To sum it up, capital budgeting is a critical component of any organization's financial decision-making process. It entails evaluating potential investment possibilities and determining which projects to pursue based on their expected return on investment. A proper capital budgeting process guarantees that businesses make the most use of their limited resources while maximizing long-term profitability. 

If you're looking for a course that will help you gain knowledge and expertise in capital budgeting, then look no further than ACCA and CA. We at IIC Lakshya offer coaching and guidance for courses like ACCA, CA, CMA, and many others. If you are ready to embark on this journey, explore our ACCA course for comprehensive preparation.

Frequently Asked Questions (FAQs)

What is capital budgeting? Give an example.

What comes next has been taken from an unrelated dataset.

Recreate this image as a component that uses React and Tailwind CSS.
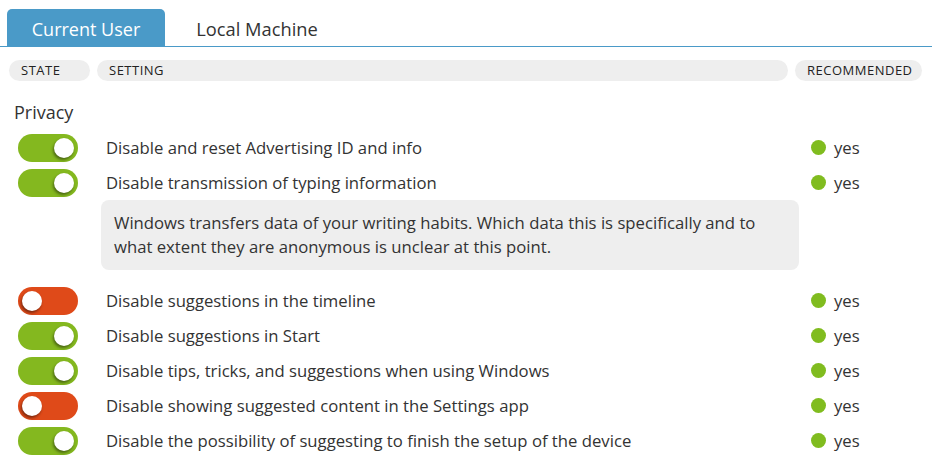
import { useState } from "react"

const font = { fontFamily: '"Open Sans", "Noto Sans", sans-serif' }

const settings = [
  { label: "Disable and reset Advertising ID and info", on: true },
  {
    label: "Disable transmission of typing information",
    on: true,
    info: "Windows transfers data of your writing habits. Which data this is specifically and to what extent they are anonymous is unclear at this point.",
  },
  { label: "Disable suggestions in the timeline", on: false },
  { label: "Disable suggestions in Start", on: true },
  { label: "Disable tips, tricks, and suggestions when using Windows", on: true },
  { label: "Disable showing suggested content in the Settings app", on: false },
  { label: "Disable the possibility of suggesting to finish the setup of the device", on: true },
]

function Toggle({ on, onClick }) {
  return (
    <button
      onClick={onClick}
      className={
        "w-[60px] h-[28px] rounded-full flex items-center px-[4px] " +
        (on ? "bg-[#84b81f] justify-end" : "bg-[#df4a19] justify-start")
      }
    >
      <span className="w-[20px] h-[20px] rounded-full bg-white shadow-[-1px_2px_3px_rgba(0,0,0,0.45)]" />
    </button>
  )
}

export default function App() {
  const [tab, setTab] = useState(0)
  const [states, setStates] = useState(settings.map((s) => s.on))

  const flip = (i) => {
    const next = [...states]
    next[i] = !next[i]
    setStates(next)
  }

  return (
    <div className="w-[932px] h-[457px] bg-white text-[#333] overflow-hidden" style={font}>
      {/* Tabs */}
      <div className="flex pt-[9px] pl-[7px] border-b border-[#4a9ac8]">
        <button
          onClick={() => setTab(0)}
          className={
            "w-[158px] h-[37px] pt-[3px] rounded-t-[5px] text-[18px] " +
            (tab === 0 ? "bg-[#4a9ac8] text-white" : "text-[#333]")
          }
        >
          Current User
        </button>
        <button
          onClick={() => setTab(1)}
          className={
            "w-[184px] h-[37px] pt-[3px] rounded-t-[5px] text-[18.3px] " +
            (tab === 1 ? "bg-[#4a9ac8] text-white" : "text-[#333]")
          }
        >
          Local Machine
        </button>
      </div>

      {/* Column headers */}
      <div className="flex gap-[7px] mt-[13px] pl-[9px] pr-[10px] text-[13px] tracking-[0.5px] text-[#222]">
        <div className="w-[81px] h-[21px] rounded-full bg-[#eeeeee] flex items-center pl-[12px]">STATE</div>
        <div className="flex-1 h-[21px] rounded-full bg-[#eeeeee] flex items-center pl-[12px]">SETTING</div>
        <div className="w-[127px] h-[21px] rounded-full bg-[#eeeeee] flex items-center pl-[12px]">RECOMMENDED</div>
      </div>

      {/* Privacy group */}
      <div className="pl-[14px] mt-[19px] text-[18px] leading-[24px] text-[#333]">Privacy</div>

      <div className="mt-[6px]">
        {settings.map((s, i) => (
          <div key={i}>
            <div className="flex items-center h-[35px]">
              <div className="w-[106px] pl-[18px] flex items-center">
                <Toggle on={states[i]} onClick={() => flip(i)} />
              </div>
              <div className="flex-1 text-[16.7px] text-[#333]">{s.label}</div>
              <div className="w-[121px] flex items-center gap-[8px]">
                <span className="w-[15px] h-[15px] rounded-full bg-[#80bc1f]" />
                <span className="text-[16.7px]">yes</span>
              </div>
            </div>
            {s.info && (
              <div className="ml-[101px] w-[698px] mb-[13px] rounded-[8px] bg-[#eeeeee] px-[13px] py-[11px] text-[16.7px] leading-[24px] text-[#333]">
                {s.info}
              </div>
            )}
          </div>
        ))}
      </div>
    </div>
  )
}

Capital budgeting is the evaluation of long-term investments. Examples include the addition or replacement of a fixed asset, such as machinery, or a large-scale undertaking, such as purchasing real estate or another business.

What is the main purpose of capital budgeting?

The primary purpose of capital budgeting is to identify projects that generate cash flows that surpass a company's project costs.

What are the steps in the capital budgeting process?

The steps in the process typically include choosing and coming up with projects, assessing the initiatives, choosing a project, implementing the project, and evaluating project performance.

What is an example of capital budgeting in real life?

A household considering acquiring a new car is an example of capital budgeting in action. The family would need to calculate the monetary inflows and outflows related to the purchase, including the initial cost, maintenance charges, gasoline costs, and potential resale value. They would also have to assess their budget, financing possibilities, and the investment's feasibility in terms of long-term financial objectives.